General processes of photo electroforming consist of the following: production of the original drawing → production of the original plate → pretreatment of the base plate → photoresist application → lithographic exposure → development → baking → electroforming → mandrel separation → post-treatment (washing/drying)

The photo electroforming processes start with preparing an original drawing. After the process of creating an original plate by resizing and copying the drawing, you will create a positive or negative photomask called "master pattern". Then, apply photoresist on the base metal surface. Once it dries up, it becomes light sensitive.

Photoresist adheres to the master pattern. When exposed to light, the solubility changes by the action of light. A negative resist is the type of photoresist that the exposed portion becomes insoluble to the photoresist developer.

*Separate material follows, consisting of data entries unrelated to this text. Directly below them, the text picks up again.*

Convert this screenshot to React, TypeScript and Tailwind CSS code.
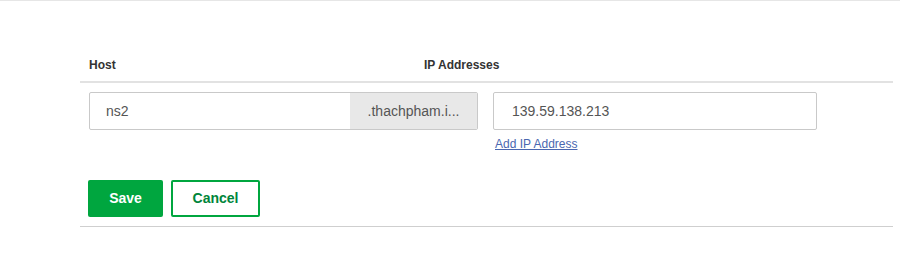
import React from "react";

export default function App() {
  return (
    <div className="w-[900px] h-[260px] bg-white border-t border-[#e6e6e6] overflow-hidden" style={{ fontFamily: '"Liberation Sans", Arial, sans-serif' }}>
      <div className="ml-[80px] w-[813px] pt-[56px]">
        <div className="flex h-[26px] pl-[9px] text-[12px] font-bold text-[#333] leading-[16px] border-b-2 border-[#e2e2e2]">
          <div className="w-[335px]">Host</div>
          <div>IP Addresses</div>
        </div>
        <div className="flex pl-[9px] mt-[9px] gap-[15px]">
          <div className="flex w-[389px] h-[38px] border border-[#c9c9c9] rounded-[2px] overflow-hidden">
            <div className="flex-1 flex items-center pl-[16px] text-[14px] text-[#555]">ns2</div>
            <div className="w-[127px] bg-[#e8e8e8] flex items-center justify-center text-[14px] text-[#555]">.thachpham.i...</div>
          </div>
          <div className="flex flex-col">
            <div className="w-[324px] h-[38px] border border-[#c9c9c9] rounded-[2px] flex items-center pl-[18px] text-[14px] text-[#555]">139.59.138.213</div>
            <a className="mt-[7px] ml-[2px] text-[12px] leading-[14px] text-[#4a67b0] underline">Add IP Address</a>
          </div>
        </div>
        <div className="flex pl-[8px] mt-[29px] gap-[8px] pb-[9px] border-b border-[#cfcfcf]">
          <button className="w-[75px] h-[37px] bg-[#00a63f] rounded-[2px] text-white text-[14px] font-bold">Save</button>
          <button className="w-[89px] h-[37px] border-2 border-[#00a63f] rounded-[2px] text-[#00853a] text-[14px] font-bold bg-white">Cancel</button>
        </div>
      </div>
    </div>
  );
}
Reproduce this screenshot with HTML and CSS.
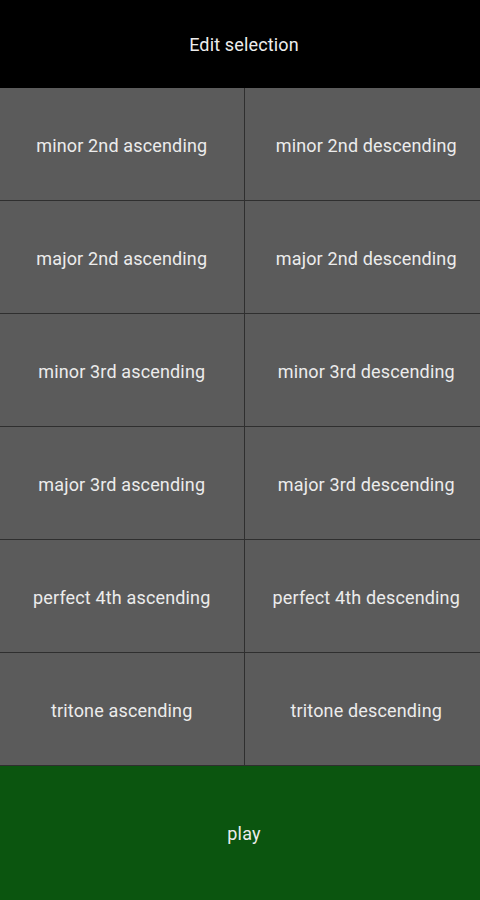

On the other hand, a positive resist is the type of photoresist that the exposed portion becomes soluble to the photoresist developer.

Common photoresist hardens by light exposure and adheres to the substrate. When you develop it after this lithographic exposure, photoresist without electrodeposition will remain on the surface. In other words, photoresist is formed on the protected area (where no electrodeposition takes place).

If you use a metal substrate, you may need to use insulation tape or insulating paint for protecting the back surface and surrounding areas from electrodeposition of the metal. After this treatment, perform the resist separation treatment. Then, electrodeposit a layer of the specified thickness and remove the mandrel. [Fig.1] shows these processes.


(3) Production of original plate

On non-elastic paper or a base sheet, draw a pattern (original image) as accurate as possible, using drawing lines that are two to ten times larger than the actual object.

In general electroforming masks, a consecutive pattern is arranged in a certain interval so that a number of products can be electroformed in a single operation. Produce a negative film (or a negative dry plate) by photographing this original drawing onto a reproduction film (or dry plate) by keeping the same dimensions. A positive film will be made by contact printing from the negative.

(4) Base plate

Commonly, conductive metals, such as copper, nickel, steel, stainless steel, and copper alloy, are used for the base plate. For a base plate requiring high precision, a smooth glass plate with its surface polished is often selected. When you use this type of material, perform electroless plating, vacuum deposition, or sputtering to form a conductive film on the substrate surface.